This was not the worst winter I have ever been through, but it was still a New England winter, and that’s bad enough. One huge fucking blizzard, and two weeks straight of sub-zero temperatures. And last week it was quite cold with torrential downpours for the entire week. It is usually around this time of year that I consider moving to redneck country, for no other reason than the heat. I am really starting to loathe the weather here.
But alas, we caught a break this weekend. Sunday was up in the low 60s. Tuesday was nearly 70. And Monday? Low 80s. Glorious sunshine, forsythia blooming, trees budding, bunny rabbits hopping, rainbows and lollypops and girls in skimpy dresses and the whole nine yards. Glorious, loverly day.
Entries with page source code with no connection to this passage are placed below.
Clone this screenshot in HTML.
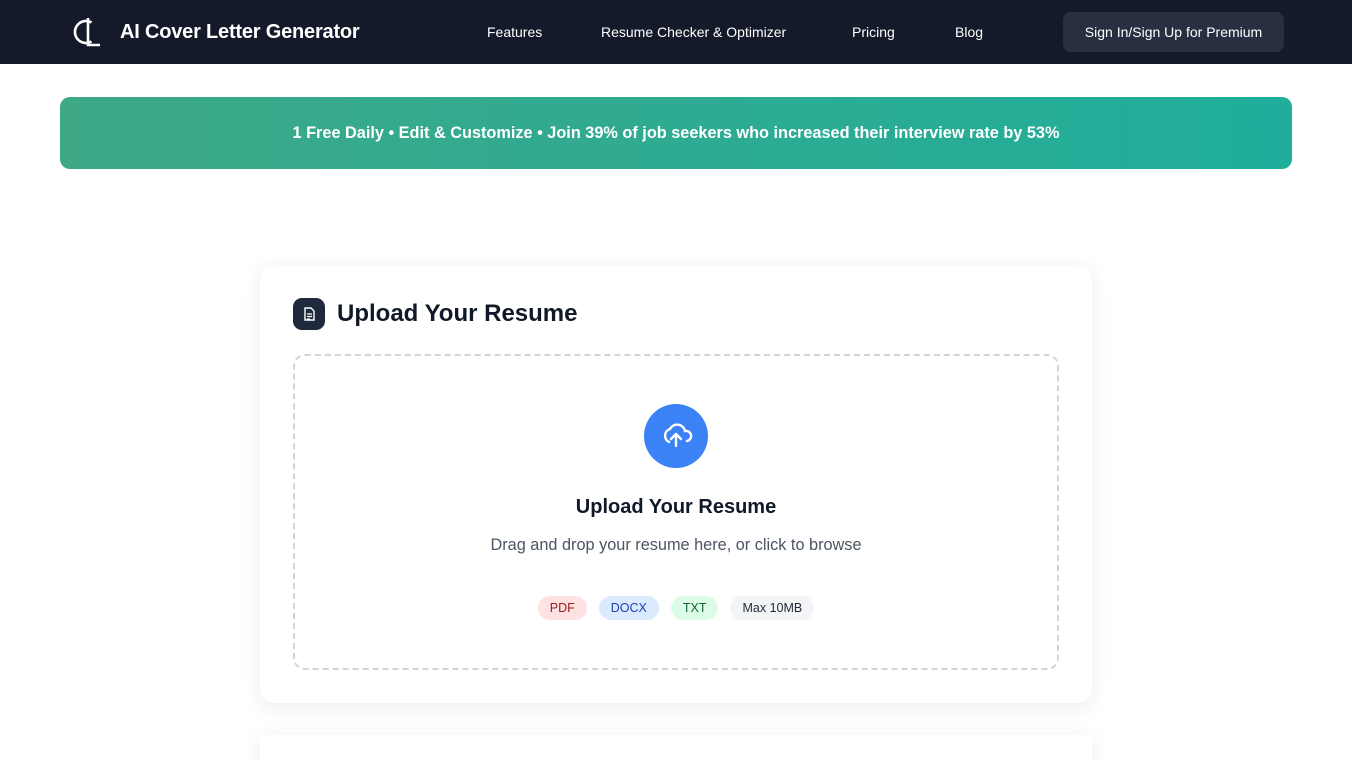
<!DOCTYPE html>
<html><head><meta charset="utf-8"><style>
*{box-sizing:border-box;margin:0;padding:0}
html,body{width:1352px;height:760px;overflow:hidden}
body{background:#fff;font-family:"Liberation Sans",sans-serif;color:#111827;position:relative}
.nav{height:64px;background:#141a2a;position:relative;color:#fff}
.logo{position:absolute;left:72px;top:14px}
.brand{position:absolute;left:120px;top:21px;font-size:20px;font-weight:bold;letter-spacing:-0.2px}
.nav a{position:absolute;top:24px;font-size:14px;color:#fff;text-decoration:none}
.btn{position:absolute;left:1063px;top:12px;width:221px;height:40px;background:#272f40;border-radius:8px;font-size:14px;line-height:40px;text-align:center}
.banner{position:absolute;left:60px;top:97px;width:1232px;height:72px;border-radius:10px;background:linear-gradient(90deg,#3ea887,#1fae9c);color:#fff;font-weight:bold;font-size:16.3px;text-align:center;line-height:72px}
.card{position:absolute;left:260px;top:265px;width:832px;height:438px;background:#fff;border-radius:14px;box-shadow:0 4px 20px rgba(0,0,0,.08)}
.card2{position:absolute;left:260px;top:735px;width:832px;height:40px;background:#fff;box-shadow:0 4px 20px rgba(0,0,0,.08)}
.ic{position:absolute;left:33px;top:33px;width:32px;height:32px;border-radius:9px;background:#1e293b}
.h{position:absolute;left:77px;top:35px;font-size:24px;font-weight:bold}
.drop{position:absolute;left:33px;top:89px;width:766px;height:316px;border:2px dashed #d1d5db;border-radius:12px;text-align:center}
.circ{position:absolute;left:349px;top:48px;width:64px;height:64px;border-radius:50%;background:#3b82f6}
.t1{position:absolute;left:0;right:0;top:140px;font-size:20px;font-weight:bold}
.t2{position:absolute;left:0;right:0;top:180px;font-size:16.3px;color:#4b5563}
.tags{position:absolute;left:0;right:0;top:240px;display:flex;justify-content:center;gap:12px}
.tag{height:24px;line-height:24px;border-radius:12px;font-size:12.5px;padding:0 12px}
</style></head><body>
<div class="nav">
<svg class="logo" width="32" height="36" viewBox="0 0 32 36"><path d="M19.5 8.5 A11 11 0 1 0 19.5 27.5" fill="none" stroke="#fff" stroke-width="2.6"/><path d="M16 4 V31 H28" fill="none" stroke="#fff" stroke-width="2.6"/></svg>
<div class="brand">AI Cover Letter Generator</div>
<a style="left:487px">Features</a><a style="left:601px">Resume Checker &amp; Optimizer</a><a style="left:852px">Pricing</a><a style="left:955px">Blog</a>
<div class="btn">Sign In/Sign Up for Premium</div>
</div>
<div class="banner">1 Free Daily • Edit &amp; Customize • Join 39% of job seekers who increased their interview rate by 53%</div>
<div class="card">
<div class="ic"><svg width="32" height="32" viewBox="0 0 32 32"><path d="M12 10h6l3 3v9h-9z" fill="none" stroke="#fff" stroke-width="1.4"/><path d="M14 16h5M14 18.5h5M14 21h3" stroke="#fff" stroke-width="1.2"/></svg></div>
<div class="h">Upload Your Resume</div>
<div class="drop">
<div class="circ"><svg width="64" height="64" viewBox="0 0 64 64"><path d="M25 38a7 7 0 0 1 1-13 8 8 0 0 1 15 2 5 5 0 0 1 2 10" fill="none" stroke="#fff" stroke-width="2.4" stroke-linecap="round"/><path d="M32 42V30M27 35l5-5 5 5" fill="none" stroke="#fff" stroke-width="2.4" stroke-linecap="round" stroke-linejoin="round"/></svg></div>
<div class="t1">Upload Your Resume</div>
<div class="t2">Drag and drop your resume here, or click to browse</div>
<div class="tags"><span class="tag" style="background:#fee2e2;color:#991b1b">PDF</span><span class="tag" style="background:#dbeafe;color:#1e40af">DOCX</span><span class="tag" style="background:#dcfce7;color:#166534">TXT</span><span class="tag" style="background:#f3f4f6;color:#1f2937">Max 10MB</span></div>
</div>
</div>
<div class="card2"></div>
</body></html>
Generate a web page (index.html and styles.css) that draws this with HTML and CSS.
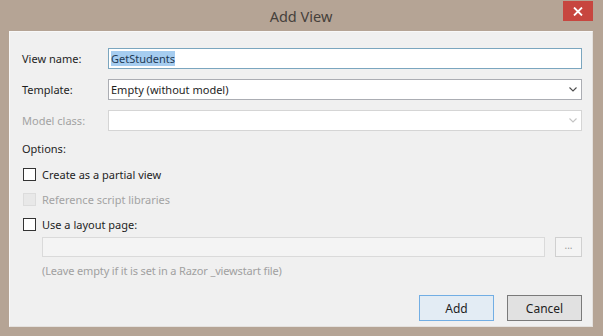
FILE: index.html
```html
<!DOCTYPE html>
<html lang="en">
<head>
<meta charset="UTF-8" />
<title>Add View</title>
<link rel="stylesheet" href="styles.css">
</head>

<body>
    <div class="window">
        <div class="titlebar">
            <span></span>
            <span class="title">Add View</span>
            <button class="close" aria-label="Close">
                <svg width="10" height="9" viewBox="0 0 10 9">
                    <path d="M1 0.5 L9 8.5 M9 0.5 L1 8.5" stroke="#fff" stroke-width="1.8" fill="none" />
                </svg>
            </button>
        </div>

        <div class="content">
            <div class="field-row">
                <label class="field-label">View name:</label>
                <div class="textbox focused"><span class="selected">GetStudents</span></div>
            </div>
            <div class="field-row">
                <label class="field-label">Template:</label>
                <div class="combo">
                    <span>Empty (without model)</span>
                    <svg class="chevron" width="8" height="5" viewBox="0 0 8 5">
                        <path d="M0.5 0.5 L4 4 L7.5 0.5" stroke="#4d4d4d" stroke-width="1.1" fill="none" />
                    </svg>
                </div>
            </div>
            <div class="field-row disabled">
                <label class="field-label">Model class:</label>
                <div class="combo">
                    <span></span>
                    <svg class="chevron" width="8" height="5" viewBox="0 0 8 5">
                        <path d="M0.5 0.5 L4 4 L7.5 0.5" stroke="#c4c4c4" stroke-width="1.1" fill="none" />
                    </svg>
                </div>
            </div>

            <div class="options-label">Options:</div>
            <div class="check-row"><span class="checkbox"></span>Create as a partial view</div>
            <div class="check-row disabled"><span class="checkbox"></span>Reference script libraries</div>
            <div class="check-row"><span class="checkbox"></span>Use a layout page:</div>

            <div class="layout-row">
                <div class="textbox disabled"></div>
                <button class="browse">...</button>
            </div>
            <div class="hint">(Leave empty if it is set in a Razor _viewstart file)</div>

            <div class="actions">
                <button class="btn primary">Add</button>
                <button class="btn">Cancel</button>
            </div>
        </div>
    </div>
</body>

</html>
```

FILE: styles.css
```css
body {
    margin: 0;
    background-color: #b5a495;
    font-family: "Segoe UI", "Noto Sans", sans-serif;
    font-size: 11px;
    color: #1e1e1e;
}

.window {
    height: 336px;
    box-sizing: border-box;
    padding: 0 10px 9px 9px;
    display: flex;
    flex-direction: column;
}

/* Title bar */
.titlebar {
    height: 31px;
    display: grid;
    grid-template-columns: 1fr auto 1fr;
    align-items: start;
}

.title {
    font-size: 14.5px;
    color: #45403b;
    padding-top: 6px;
}

.close {
    justify-self: end;
    width: 30px;
    height: 20px;
    margin-top: 1px;
    border: none;
    padding: 0;
    background-color: #c7463f;
    display: flex;
    align-items: center;
    justify-content: center;
}

/* Dialog body */
.content {
    flex: 1;
    background-color: #f0f0f0;
    border: 1px solid #f8f8f8;
    border-right-color: #e4e1de;
    border-bottom-color: #e4e1de;
    padding: 16px 10px 0 12px;
    display: flex;
    flex-direction: column;
}

.field-row {
    display: flex;
    align-items: center;
    height: 21px;
    margin-bottom: 10px;
}

.field-label {
    width: 86px;
    flex-shrink: 0;
}

.textbox,
.combo {
    flex: 1;
    height: 21px;
    box-sizing: border-box;
    border: 1px solid #abadb3;
    background-color: #fff;
    padding: 0 2px;
    display: flex;
    align-items: center;
}

.textbox.focused {
    border-color: #7ba6bf;
}

.selected {
    background-color: #a6cdf0;
    color: #1f3a55;
    line-height: 15px;
}

.combo {
    justify-content: space-between;
    padding-right: 4px;
}

.disabled {
    color: #a3a3a3;
}

.disabled .combo {
    border-color: #d5d5d5;
}

.options-label {
    line-height: 16px;
}

.check-row {
    display: flex;
    align-items: center;
    height: 16px;
    margin-top: 9px;
    padding-left: 1px;
}

.checkbox {
    width: 13px;
    height: 13px;
    box-sizing: border-box;
    border: 1px solid #333;
    background-color: #fff;
    margin-right: 6px;
}

.check-row.disabled .checkbox {
    border-color: #dcdcdc;
    background-color: #e8e8e8;
}

.layout-row {
    display: flex;
    gap: 10px;
    margin-top: 5px;
    padding-left: 20px;
}

.layout-row .textbox {
    height: 20px;
    border-color: #dadada;
    background-color: #f4f4f4;
}

.browse {
    width: 27px;
    height: 20px;
    border: 1px solid #d0d0d0;
    background-color: #f4f4f4;
    color: #9a9a9a;
    font-family: inherit;
    font-size: 10px;
    padding: 0 0 4px;
}

.hint {
    color: #a0a0a0;
    line-height: 16px;
    margin-top: 6px;
    padding-left: 20px;
    letter-spacing: -0.15px;
}

.actions {
    display: flex;
    justify-content: flex-end;
    gap: 13px;
    margin-top: 16px;
}

.btn {
    width: 75px;
    height: 26px;
    font-family: inherit;
    font-size: 12px;
    color: #1e1e1e;
    background-color: #e1e1e1;
    border: 1px solid #7a7a7a;
}

.btn.primary {
    background-color: #e3ecf4;
    border-color: #72aee4;
}
```
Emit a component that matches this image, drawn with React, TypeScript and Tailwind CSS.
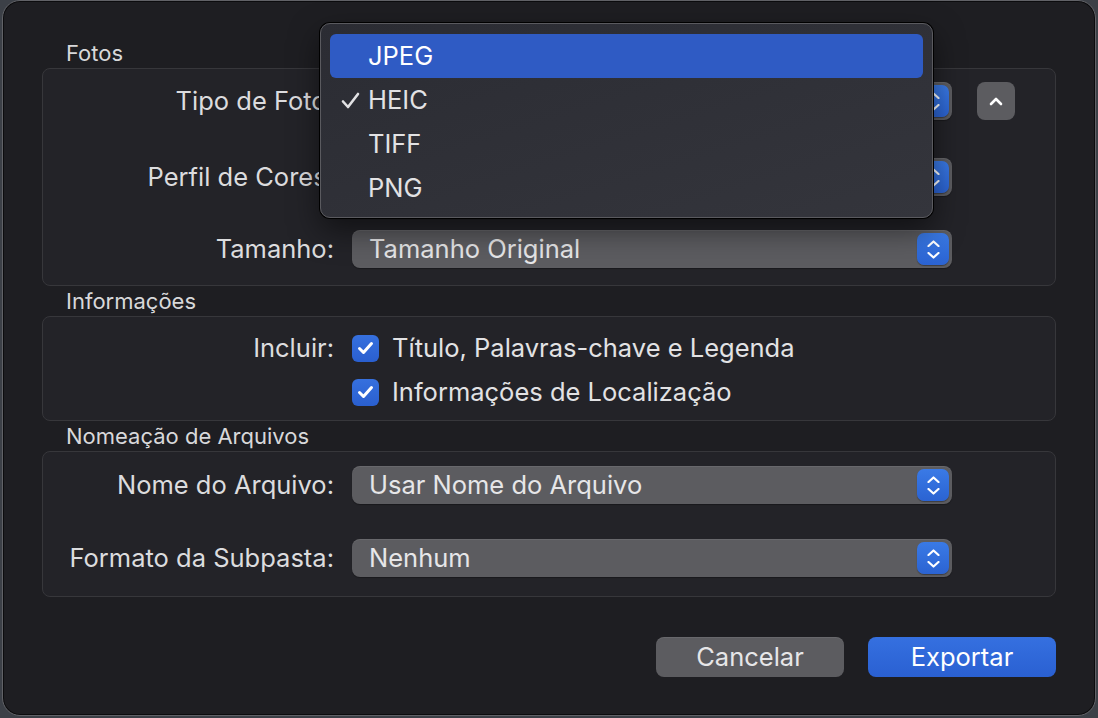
import { ReactNode } from "react";

const font = { fontFamily: "Inter, 'Noto Sans', sans-serif" };

function Stepper() {
  return (
    <div className="flex h-[32px] w-[32px] flex-col items-center justify-center gap-[5px] rounded-[7px] bg-gradient-to-b from-[#3a7ae6] to-[#2b63d2] shadow-[0_1px_1px_rgba(0,0,0,0.35)]">
      <svg width="13" height="7" viewBox="0 0 13 7" fill="none">
        <path d="M1.5 6L6.5 1.5L11.5 6" stroke="white" strokeWidth="2.2" strokeLinecap="round" strokeLinejoin="round" />
      </svg>
      <svg width="13" height="7" viewBox="0 0 13 7" fill="none">
        <path d="M1.5 1L6.5 5.5L11.5 1" stroke="white" strokeWidth="2.2" strokeLinecap="round" strokeLinejoin="round" />
      </svg>
    </div>
  );
}

function Select({ value }: { value: string }) {
  return (
    <div className="ml-[18px] flex h-[38px] w-[600px] items-center justify-between rounded-[8px] bg-[#5c5c60] pl-[17px] pr-[3px] text-[25.5px] leading-none text-[#e6e6e8] shadow-[inset_0_1px_0_rgba(255,255,255,0.08),0_1px_1px_rgba(0,0,0,0.3)]">
      <span>{value}</span>
      <Stepper />
    </div>
  );
}

function Label({ children }: { children: ReactNode }) {
  return <div className="w-[291px] shrink-0 text-right text-[25.5px] leading-none text-[#dcdcde]">{children}</div>;
}

function Checkbox() {
  return (
    <div className="flex h-[27px] w-[27px] shrink-0 items-center justify-center rounded-[6px] bg-gradient-to-b from-[#3670de] to-[#2a5fcf]">
      <svg width="17" height="14" viewBox="0 0 17 14" fill="none">
        <path d="M2.5 7.5L6.5 11.5L14.5 2.5" stroke="white" strokeWidth="3" strokeLinecap="round" strokeLinejoin="round" />
      </svg>
    </div>
  );
}

function SectionTitle({ title }: { title: string }) {
  return <div className="flex h-[30px] items-center pl-[24px] text-[22px] text-[#d8d8da]">{title}</div>;
}

function Box({ children, className }: { children: ReactNode; className: string }) {
  return (
    <div className={`flex w-[1014px] flex-col rounded-[8px] border border-[#37373b] bg-[#232328] ${className}`}>
      {children}
    </div>
  );
}

const menuItems = ["JPEG", "HEIC", "TIFF", "PNG"];

function FormatMenu() {
  return (
    <div className="absolute left-[317px] top-[22px] flex h-[195px] w-[613px] flex-col rounded-[10px] border border-[#5a5a5f] bg-gradient-to-br from-[#2b2c33] to-[#34353c] px-[9px] pt-[10px] shadow-[0_0_0_1px_#000,0_12px_30px_rgba(0,0,0,0.5)]">
      {menuItems.map((item, i) => (
        <div
          key={item}
          className={`flex h-[44px] shrink-0 items-center rounded-[6px] text-[25.5px] ${
            i === 0 ? "bg-[#2f5bc4] text-white" : "text-[#e2e2e4]"
          }`}
        >
          <span className="flex w-[38px] justify-end pr-[8px]">
            {item === "HEIC" && (
              <svg width="19" height="17" viewBox="0 0 19 17" fill="none">
                <path d="M2 9.5L7 15L17 2" stroke="#e2e2e4" strokeWidth="2.6" strokeLinecap="round" strokeLinejoin="round" />
              </svg>
            )}
          </span>
          <span>{item}</span>
        </div>
      ))}
    </div>
  );
}

export default function App() {
  return (
    <div className="h-[718px] w-[1098px] bg-[#3c4047] px-[2px] pb-[2px]" style={font}>
      <div className="relative flex h-[716px] flex-col rounded-[18px] border border-[#616267] bg-[#1e1e22] pl-[39px] pt-[37px] shadow-[inset_0_0_0_1px_#0c0c0e]">
        <SectionTitle title="Fotos" />
        <Box className="pt-[13px] pb-[17px]">
          <div className="flex items-center">
            <Label>Tipo de Foto:</Label>
            <Select value="HEIC" />
            <div className="ml-[25px] flex h-[38px] w-[38px] items-center justify-center rounded-[8px] bg-[#5c5c60]">
              <svg width="14" height="9" viewBox="0 0 14 9" fill="none">
                <path d="M2 7L7 2L12 7" stroke="white" strokeWidth="2.6" strokeLinecap="round" strokeLinejoin="round" />
              </svg>
            </div>
          </div>
          <div className="mt-[38px] flex items-center">
            <Label>Perfil de Cores:</Label>
            <Select value="sRGB" />
          </div>
          <div className="mt-[34px] flex items-center">
            <Label>Tamanho:</Label>
            <Select value="Tamanho Original" />
          </div>
        </Box>

        <SectionTitle title="Informações" />
        <Box className="pt-[17px] pb-[14px]">
          <div className="flex h-[28px] items-center">
            <Label>Incluir:</Label>
            <div className="ml-[18px] flex items-center gap-[13px] text-[25.5px] text-[#e2e2e4]">
              <Checkbox />
              <span>Título, Palavras-chave e Legenda</span>
            </div>
          </div>
          <div className="mt-[16px] flex h-[28px] items-center">
            <div className="w-[291px] shrink-0" />
            <div className="ml-[18px] flex items-center gap-[13px] text-[25.5px] text-[#e2e2e4]">
              <Checkbox />
              <span>Informações de Localização</span>
            </div>
          </div>
        </Box>

        <SectionTitle title="Nomeação de Arquivos" />
        <Box className="pt-[14px] pb-[19px]">
          <div className="flex items-center">
            <Label>Nome do Arquivo:</Label>
            <Select value="Usar Nome do Arquivo" />
          </div>
          <div className="mt-[35px] flex items-center">
            <Label>Formato da Subpasta:</Label>
            <Select value="Nenhum" />
          </div>
        </Box>

        <div className="mt-[40px] flex w-[1014px] justify-end gap-[24px] text-[25.5px]">
          <button className="h-[40px] w-[188px] rounded-[8px] bg-[#5c5c60] text-[#e6e6e8] shadow-[inset_0_1px_0_rgba(255,255,255,0.08)]">
            Cancelar
          </button>
          <button className="h-[40px] w-[188px] rounded-[8px] bg-gradient-to-b from-[#3570e0] to-[#2a60d2] text-white">
            Exportar
          </button>
        </div>

        <FormatMenu />
      </div>
    </div>
  );
}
So what does the weather anchor on the local FAUX affiliate say about the next day’s weather? “Finally, a break from the heat. Story at ten.”
Um, excuse me, FAUX? WHAT THE FUCK?!? A break from the mother fuckin’ heat? Are you stoned? We get one day of weather almost warm enough to be called comfortable and to you that is a fucking heat wave? Go back to Siberia, ya damn commie.
Does the local Fox affiliate have its own news team or do they use/work with another network’s affiliate? I ask because the last time I checked the local news from the Fox affiliate in Albuquerque basically used all the people and such from the NBC affiliate.
The Ministry of Weather is happy to report that through the wise leadership of Big Brother (and American Idol) the citizens of Americana have been granted sweet relief from the oppressive heat wave they had long suffered these many months, caused no doubt by the traitor Goldstein. Go outside and enjoy this newfound 40-degree weather, and rejoice in the blessings of our great and noble leaders.
Dammit, you can’t call Fox News “Faux News!” That’d make it Fo News! This is one of my pet peeves. It’s not that funny and it fucks with the pronunciation.